Concerning the Cape of Good Hope: in Canto Five of The Lusíads, Luis de Camões personified it as a mighty giant named Adamastor, who resented the intrusion of mere humans, even audacious Portuguese navigators, into his domain.

I am that vast, secret promontory

You Portuguese call the Cape of Storms,

Which neither Ptolemy, Pompey, Strabo,

Pliny, nor any authors knew of.

Here Africa ends. Here its coast

Concludes in this, my vast, inviolate

Plateau, extending southwards to the Pole

And, by your daring, stuck to my very soul.

Espinosa’s sad comment about turning back is in Lévesque (p. 306).

Much of what is known about Trinidad’s tragic end comes from Barros, whose account is skewed in favor of the Portuguese. Barros (Chapter 10) states that Brito discovered the armada’s attempts to alter the locations of various lands, and Guillemard (p. 303) approvingly quotes Brito’s callous report to the Portuguese crown about the armada’s survivors. Trinidad’s tragic end inspired Barros to twist events so that Brito emerges as the savior of Magellan’s men, when in fact he was happy to let them die. “The first thing he did,” Barros writes of Brito, “on request of a certain Bartolomé Sánchez, clerk of that ship, whom Gonzalo Gómez de Espinosa had sent for help due to their sorry condition, was to dispatch a caravel with plenty of provisions and anchors for the ship. . . . António de Brito had the crew cured and tended as carefully as they had been natives of this kingdom, and not gone to those lands to cause us trouble.” In conclusion, Barros writes, “We are free of any suspicion.”

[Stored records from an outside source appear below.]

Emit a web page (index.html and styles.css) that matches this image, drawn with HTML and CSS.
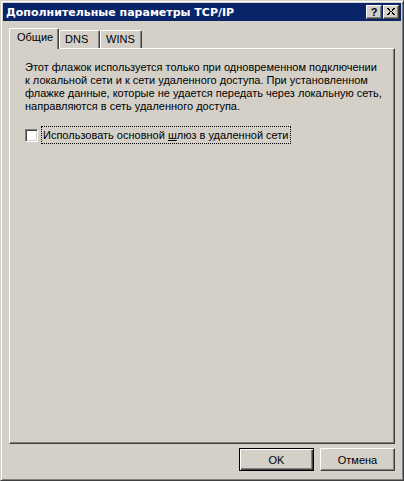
FILE: index.html
```html
<!DOCTYPE html>
<html lang="ru">
<head>
  <meta charset="UTF-8" />
  <title>Дополнительные параметры TCP/IP</title>
  <link rel="stylesheet" href="styles.css">
</head>
<body>
  <div class="window">
    <div class="titlebar">
      <span class="title">Дополнительные параметры TCP/IP</span>
      <div class="title-btns">
        <span class="tbtn help">?</span>
        <span class="tbtn close">
          <svg width="8" height="7" viewBox="0 0 8 7">
            <path d="M0 0h2v1h-2zM1 1h2v1h-2zM2 2h1v1h-1zM5 2h1v1h-1zM3 3h2v1h-2zM2 4h1v1h-1zM5 4h1v1h-1zM1 5h2v1h-2zM5 5h2v1h-2zM0 6h2v1h-2zM6 6h2v1h-2zM6 0h2v1h-2zM5 1h2v1h-2z" fill="#000"/>
          </svg>
        </span>
      </div>
    </div>

    <div class="dialog">
      <div class="tabs">
        <div class="tab active">Общие</div>
        <div class="tab dns">DNS</div>
        <div class="tab wins">WINS</div>
      </div>

      <div class="panel">
        <p class="info">
          Этот флажок используется только при одновременном подключении<br>
          к локальной сети и к сети удаленного доступа. При установленном<br>
          флажке данные, которые не удается передать через локальную сеть,<br>
          направляются в сеть удаленного доступа.
        </p>

        <div class="check-row">
          <span class="checkbox"></span>
          <span class="check-label">Использовать основной <u>ш</u>люз в удаленной сети</span>
        </div>
      </div>

      <div class="buttons">
        <button class="btn default">OK</button>
        <button class="btn">Отмена</button>
      </div>
    </div>
  </div>
</body>
</html>
```

FILE: styles.css
```css
body {
  margin: 0;
  font-family: 'Liberation Sans', Arial, sans-serif;
  font-size: 11px;
  background-color: #d4d0c8;
  color: #000;
}
.window {
  width: 404px;
  height: 481px;
  box-sizing: border-box;
  background-color: #d4d0c8;
  border-top: 1px solid #d4d0c8;
  border-left: 1px solid #d4d0c8;
  border-right: 1px solid #404040;
  border-bottom: 1px solid #404040;
  box-shadow: inset 1px 1px 0 #fff, inset -1px -1px 0 #808080;
  padding: 2px;
  display: flex;
  flex-direction: column;
}
.titlebar {
  height: 18px;
  background-color: #0a246a;
  display: flex;
  align-items: center;
  justify-content: space-between;
  padding: 0 2px 0 3px;
}
.title {
  color: #fff;
  font-family: 'DejaVu Sans', sans-serif;
  font-weight: bold;
  font-size: 11px;
  white-space: nowrap;
}
.title-btns {
  display: flex;
  gap: 1px;
}
.tbtn {
  width: 16px;
  height: 14px;
  box-sizing: border-box;
  background-color: #d4d0c8;
  border-top: 1px solid #fff;
  border-left: 1px solid #fff;
  border-right: 1px solid #404040;
  border-bottom: 1px solid #404040;
  box-shadow: inset -1px -1px 0 #808080;
  display: flex;
  align-items: center;
  justify-content: center;
  font-weight: bold;
  font-size: 11px;
  line-height: 12px;
}
.close svg {
  display: block;
  margin-top: -1px;
}
.dialog {
  flex: 1;
  display: flex;
  flex-direction: column;
  padding: 7px 6px 7px 6px;
}
.tabs {
  display: flex;
  align-items: flex-end;
  height: 20px;
  position: relative;
  z-index: 1;
}
.tab {
  box-sizing: border-box;
  height: 18px;
  background-color: #d4d0c8;
  border-top: 1px solid #fff;
  border-left: 1px solid #fff;
  border-right: 1px solid #404040;
  box-shadow: inset -1px 0 0 #808080;
  border-radius: 2px 2px 0 0;
  padding: 2px 0 0 5px;
  white-space: nowrap;
}
.tab.active {
  width: 50px;
  height: 21px;
  margin-bottom: -1px;
  padding: 2px 0 0 7px;
}
.tab.dns {
  width: 41px;
}
.tab.wins {
  width: 42px;
}
.panel {
  flex: 1;
  border-top: 1px solid #fff;
  border-left: 1px solid #fff;
  border-right: 1px solid #404040;
  border-bottom: 1px solid #404040;
  box-shadow: inset -1px -1px 0 #808080;
  padding: 12px 15px;
}
.info {
  margin: 0;
  line-height: 13px;
  white-space: nowrap;
}
.check-row {
  display: flex;
  align-items: center;
  margin-top: 13px;
}
.checkbox {
  width: 13px;
  height: 13px;
  box-sizing: border-box;
  background-color: #fff;
  border-top: 1px solid #808080;
  border-left: 1px solid #808080;
  border-right: 1px solid #fff;
  border-bottom: 1px solid #fff;
  box-shadow: inset 1px 1px 0 #404040, inset -1px -1px 0 #d4d0c8;
}
.check-label {
  margin-left: 3px;
  padding: 2px 1px;
  border: 1px dotted #000;
  white-space: nowrap;
}
.buttons {
  display: flex;
  justify-content: flex-end;
  gap: 6px;
  margin-top: 4px;
}
.btn {
  width: 75px;
  height: 23px;
  box-sizing: border-box;
  background-color: #d4d0c8;
  font-family: 'Liberation Sans', Arial, sans-serif;
  font-size: 11px;
  color: #000;
  border-top: 1px solid #fff;
  border-left: 1px solid #fff;
  border-right: 1px solid #404040;
  border-bottom: 1px solid #404040;
  box-shadow: inset -1px -1px 0 #808080;
  padding: 0;
  border-radius: 0;
}
.btn.default {
  border: 1px solid #000;
  box-shadow: inset 1px 1px 0 #fff, inset -1px -1px 0 #404040, inset -2px -2px 0 #808080;
}
```
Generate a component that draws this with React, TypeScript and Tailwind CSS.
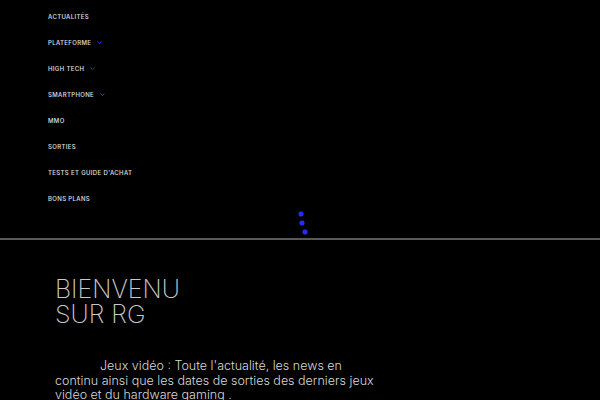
const navItems: { label: string; sub?: boolean }[] = [
  { label: "Actualités" },
  { label: "Plateforme", sub: true },
  { label: "High Tech", sub: true },
  { label: "Smartphone", sub: true },
  { label: "MMO" },
  { label: "Sorties" },
  { label: "Tests et guide d'achat" },
  { label: "Bons plans" },
];

function Caret() {
  return (
    <svg width="5" height="3" viewBox="0 0 5 3" className="ml-[6px]">
      <path d="M0.5 0.5 L2.5 2.5 L4.5 0.5" fill="none" stroke="#3030d0" strokeWidth="1" />
    </svg>
  );
}

export default function App() {
  return (
    <div className="w-[600px] h-[400px] overflow-hidden bg-black text-white font-['Inter','Noto_Sans',sans-serif]">
      {/* Menu */}
      <nav className="pt-[3px] pl-[48px]">
        <ul>
          {navItems.map((item) => (
            <li key={item.label} className="h-[26px] flex items-center">
              <a className="text-[6px] font-medium uppercase tracking-[0.06em] text-[#e0e0e0]">
                {item.label}
              </a>
              {item.sub && <Caret />}
            </li>
          ))}
        </ul>
      </nav>

      {/* Loader dots */}
      <div className="flex justify-center h-[27px] pl-[8px]">
        <svg width="12" height="26" viewBox="0 0 12 26">
          <rect x="0.5" y="0.5" width="5" height="5" rx="2" fill="#2a2aff" />
          <rect x="1.5" y="9.5" width="5" height="5" rx="2" fill="#2a2aff" />
          <rect x="4.5" y="18.5" width="5" height="5" rx="2" fill="#2a2aff" />
        </svg>
      </div>

      <div className="h-[2px] bg-[#5a5a5a]" />

      {/* Hero */}
      <section className="pl-[55px] pt-[37px]">
        <h1 className="text-[25px] leading-[25px] font-extralight text-[#c8c8c8] uppercase">
          Bienvenu
          <br />
          Sur RG
        </h1>
        <p className="mt-[32px] w-[330px] text-[12.5px] leading-[14.5px] font-light text-[#d8d8d8] indent-[45px]">
          Jeux vidéo : Toute l'actualité, les news en continu ainsi que les dates de sorties des derniers jeux vidéo et du hardware gaming .
        </p>
      </section>
    </div>
  );
}
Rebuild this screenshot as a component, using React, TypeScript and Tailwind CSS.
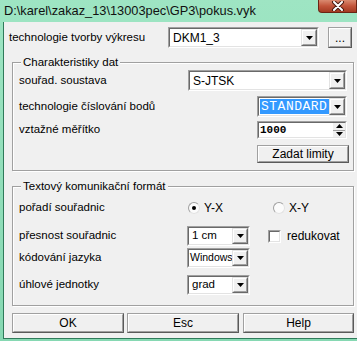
import React from "react";

const font = "font-['Liberation_Sans',Arial,sans-serif]";

const Sunken = ({ className = "", children }: { className?: string; children?: React.ReactNode }) => (
  <div className={`border border-t-[#a0a0a0] border-l-[#a0a0a0] border-r-white border-b-white ${className}`}>
    <div className="w-full h-full border border-t-[#696969] border-l-[#696969] border-r-[#e3e3e3] border-b-[#e3e3e3] bg-white flex">
      {children}
    </div>
  </div>
);

const Raised = ({ className = "", children }: { className?: string; children?: React.ReactNode }) => (
  <div className={`border border-t-[#e3e3e3] border-l-[#e3e3e3] border-r-[#696969] border-b-[#696969] bg-[#f0f0f0] ${className}`}>
    <div className="w-full h-full border border-t-white border-l-white border-r-[#a0a0a0] border-b-[#a0a0a0] flex items-center justify-center">
      {children}
    </div>
  </div>
);

const Arrow = ({ up = false }: { up?: boolean }) => (
  <svg width="7" height="4" viewBox="0 0 7 4" className="block">
    {up ? <polygon points="3.5,0 7,4 0,4" fill="#000" /> : <polygon points="0,0 7,0 3.5,4" fill="#000" />}
  </svg>
);

interface ComboProps {
  width: string;
  height: string;
  text: string;
  textCls?: string;
  selected?: boolean;
}

const Combo = ({ width, height, text, textCls = "text-[11.5px] pl-[3px]", selected = false }: ComboProps) => (
  <Sunken className={`${width} ${height} shrink-0`}>
    <div className="flex-1 flex items-center min-w-0 overflow-hidden">
      {selected ? (
        <span className={`ml-[1px] h-[calc(100%-2px)] flex-1 flex items-center bg-[#3399ff] text-white pl-[1px] ${textCls}`}>
          {text}
        </span>
      ) : (
        <span className={`text-black whitespace-nowrap ${textCls}`}>{text}</span>
      )}
    </div>
    <Raised className="w-[16px] h-full shrink-0">
      <Arrow />
    </Raised>
  </Sunken>
);

const Btn = ({ className = "", children }: { className?: string; children?: React.ReactNode }) => (
  <div className={`border border-t-[#a0a0a0] border-l-[#a0a0a0] border-r-[#5a5a5a] border-b-[#5a5a5a] bg-[#f0f0f0] ${className}`}>
    <div className="w-full h-full border border-t-white border-l-white border-r-[#a0a0a0] border-b-[#a0a0a0] flex items-center justify-center text-[12px] text-black">
      {children}
    </div>
  </div>
);

const Radio = ({ checked = false, label }: { checked?: boolean; label: string }) => (
  <div className="flex items-center">
    <div className="w-[12px] h-[12px] rounded-full border border-t-[#a0a0a0] border-l-[#a0a0a0] border-r-[#e3e3e3] border-b-[#e3e3e3] bg-[#fbfbfb] flex items-center justify-center">
      {checked && <div className="w-[4px] h-[4px] rounded-full bg-black" />}
    </div>
    <span className="ml-[4px] text-[12px]">{label}</span>
  </div>
);

const Group = ({ title, className = "", children }: { title: string; className?: string; children?: React.ReactNode }) => (
  <div className={`relative ml-[8px] w-[342px] border border-[#a0a0a0] shadow-[inset_1px_1px_0_#fff,1px_1px_0_#fff] ${className}`}>
    <span className="absolute -top-[8px] left-[8px] bg-[#f0f0f0] px-[2px] text-[11.5px] leading-[14px]">{title}</span>
    {children}
  </div>
);

export default function App() {
  return (
    <div className={`relative w-[357px] h-[341px] overflow-hidden bg-gradient-to-b from-[#9ee5c3] to-[#86d8b2] text-black ${font}`}>
      {/* title bar */}
      <div className="h-[22px] flex items-center pl-[4px] text-[12.8px] text-[#111]">
        D:\karel\zakaz_13\13003pec\GP3\pokus.vyk
      </div>
      <div className="absolute top-0 right-0 w-[39px] h-[13px] rounded-bl-[4px] border border-t-0 border-[#6b2414] bg-gradient-to-b from-[#d98a70] via-[#c2543a] to-[#a33b22] flex items-center justify-center">
        <svg width="14" height="10" viewBox="0 0 14 10">
          <path d="M3 1 L11 9 M11 1 L3 9" stroke="#4a1a10" strokeWidth="4" strokeLinecap="round" />
          <path d="M3 1 L11 9 M11 1 L3 9" stroke="#fff" strokeWidth="2" strokeLinecap="round" />
        </svg>
      </div>

      {/* client */}
      <div className="ml-[3px] h-[317px] border-l border-b border-[#2f7a5a] bg-[#f0f0f0]">
        <div className="flex items-center pt-[5px]">
          <span className="w-[164px] pl-[5px] text-[11.5px]">technologie tvorby výkresu</span>
          <Combo width="w-[151px]" height="h-[21px]" text="DKM1_3" textCls="text-[12px] pl-[3px]" />
          <Btn className="ml-[9px] w-[24px] h-[21px]">...</Btn>
        </div>

        <Group title="Charakteristiky dat" className="mt-[14px] h-[109px] pt-[7px] pl-[6px] pr-[6px]">
          <div className="flex items-center justify-between h-[21px]">
            <span className="text-[11.5px]">souřad. soustava</span>
            <Combo width="w-[159px]" height="h-[21px]" text="S-JTSK" textCls="text-[12px] pl-[3px]" />
          </div>
          <div className="flex items-center justify-between h-[21px] mt-[5px]">
            <span className="text-[11.5px]">technologie číslování bodů</span>
            <Combo
              width="w-[90px]"
              height="h-[21px]"
              text="STANDARD"
              selected
              textCls="text-[13px] font-['Liberation_Mono',monospace] tracking-[0.5px]"
            />
          </div>
          <div className="flex items-center justify-between h-[18px] mt-[4px]">
            <span className="text-[11.5px]">vztažné měřítko</span>
            <Sunken className="w-[90px] h-[18px]">
              <div className="flex-1 flex items-center pl-[1px] text-[11px] font-['Liberation_Mono',monospace] font-bold">1000</div>
              <div className="w-[12px] h-full flex flex-col bg-[#f0f0f0]">
                <div className="flex-1 flex items-center justify-center border-b border-[#a0a0a0]">
                  <Arrow up />
                </div>
                <div className="flex-1 flex items-center justify-center">
                  <Arrow />
                </div>
              </div>
            </Sunken>
          </div>
          <div className="flex justify-end mt-[6px] -mr-[2px]">
            <Btn className="w-[92px] h-[18px]">Zadat limity</Btn>
          </div>
        </Group>

        <Group title="Textový komunikační formát" className="mt-[15px] h-[120px] pt-[13px] pl-[6px]">
          <div className="flex items-center h-[16px]">
            <span className="w-[169px] text-[11.5px]">pořadí souřadnic</span>
            <div className="w-[85px]">
              <Radio checked label="Y-X" />
            </div>
            <Radio label="X-Y" />
          </div>
          <div className="flex items-center h-[20px] mt-[10px]">
            <span className="w-[168px] text-[11.5px]">přesnost souřadnic</span>
            <Combo width="w-[63px]" height="h-[20px]" text="1 cm" />
            <Sunken className="ml-[18px] w-[13px] h-[13px]" />
            <span className="ml-[6px] text-[12px]">redukovat</span>
          </div>
          <div className="flex items-center h-[20px] mt-[2px]">
            <span className="w-[168px] text-[11.5px]">kódování jazyka</span>
            <Combo width="w-[63px]" height="h-[20px]" text="Windows" textCls="text-[10.5px] pl-[1px]" />
          </div>
          <div className="flex items-center h-[20px] mt-[7px]">
            <span className="w-[168px] text-[11.5px]">úhlové jednotky</span>
            <Combo width="w-[63px]" height="h-[20px]" text="grad" />
          </div>
        </Group>

        <div className="flex ml-[8px] mt-[7px]">
          <Btn className="w-[112px] h-[20px]">OK</Btn>
          <Btn className="ml-[3px] w-[112px] h-[20px]">Esc</Btn>
          <Btn className="ml-[4px] w-[111px] h-[20px]">Help</Btn>
        </div>
      </div>
    </div>
  );
}
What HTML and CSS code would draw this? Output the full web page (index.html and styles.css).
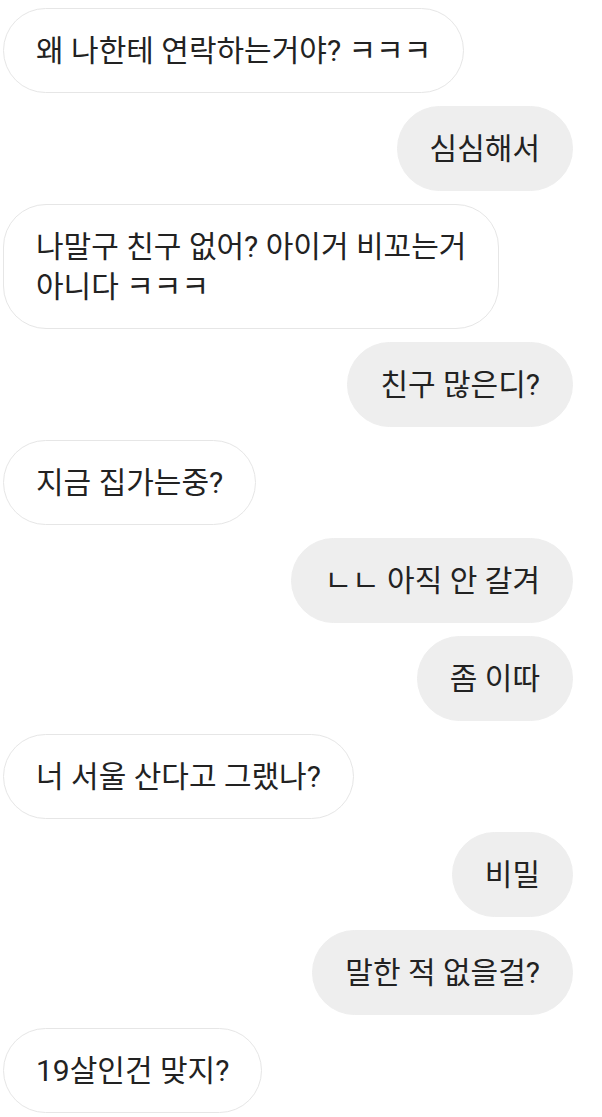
FILE: index.html
```html
<!DOCTYPE html>
<html lang="ko">
<head>
<meta charset="utf-8">
<link rel="stylesheet" href="styles.css">
</head>
<body>
<div class="chat">
  <div class="msg in">왜 나한테 연락하는거야? ㅋㅋㅋ</div>
  <div class="msg out">심심해서</div>
  <div class="msg in">나말구 친구 없어? 아이거 비꼬는거<br>아니다 ㅋㅋㅋ</div>
  <div class="msg out">친구 많은디?</div>
  <div class="msg in">지금 집가는중?</div>
  <div class="msg out">ㄴㄴ 아직 안 갈겨</div>
  <div class="msg out">좀 이따</div>
  <div class="msg in">너 서울 산다고 그랬나?</div>
  <div class="msg out">비밀</div>
  <div class="msg out">말한 적 없을걸?</div>
  <div class="msg in">19살인건 맞지?</div>
</div>
</body>
</html>
```
FILE: styles.css
```css
html, body {
  margin: 0;
  padding: 0;
  background: #ffffff;
}
body {
  font-family: Roboto, "Noto Sans CJK KR", sans-serif;
  color: #222222;
}
.chat {
  display: flex;
  flex-direction: column;
  gap: 13px;
  padding: 8px 29px 0 3px;
}
.msg {
  font-size: 30px;
  line-height: 40px;
  padding: 21.5px 32px;
  border-radius: 43px;
  max-width: 480px;
  box-sizing: content-box;
}
.msg.in {
  align-self: flex-start;
  border: 1px solid #e6e6e6;
  background: #ffffff;
}
.msg.out {
  align-self: flex-end;
  border: 1px solid #eeeeee;
  background: #eeeeee;
}
```
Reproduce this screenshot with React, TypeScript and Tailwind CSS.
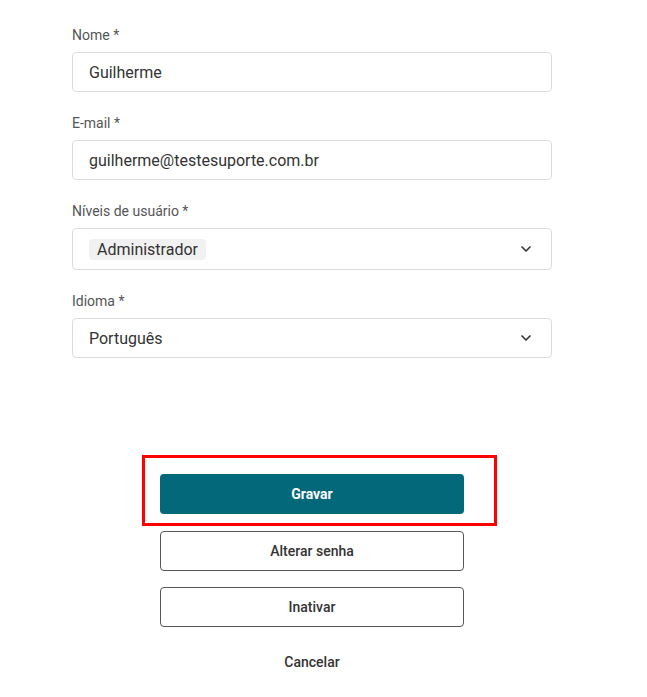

The description of Espinosa’s travails in the Portuguese penal colony is drawn from Lévesque (p. 306), Guillemard (p. 304), and Navarrete (vol. 4, pp. 378ff).

The vignette of Victoria’s encountering an indifferent Portuguese vessel at the Cape of Good Hope is related by Joyner (p. 231), and Morison (p. 461) mentions Victoria’s multiple crossings of the equator. Joyner (p. 234) explores Burgos’s character and motives for betraying his crew members.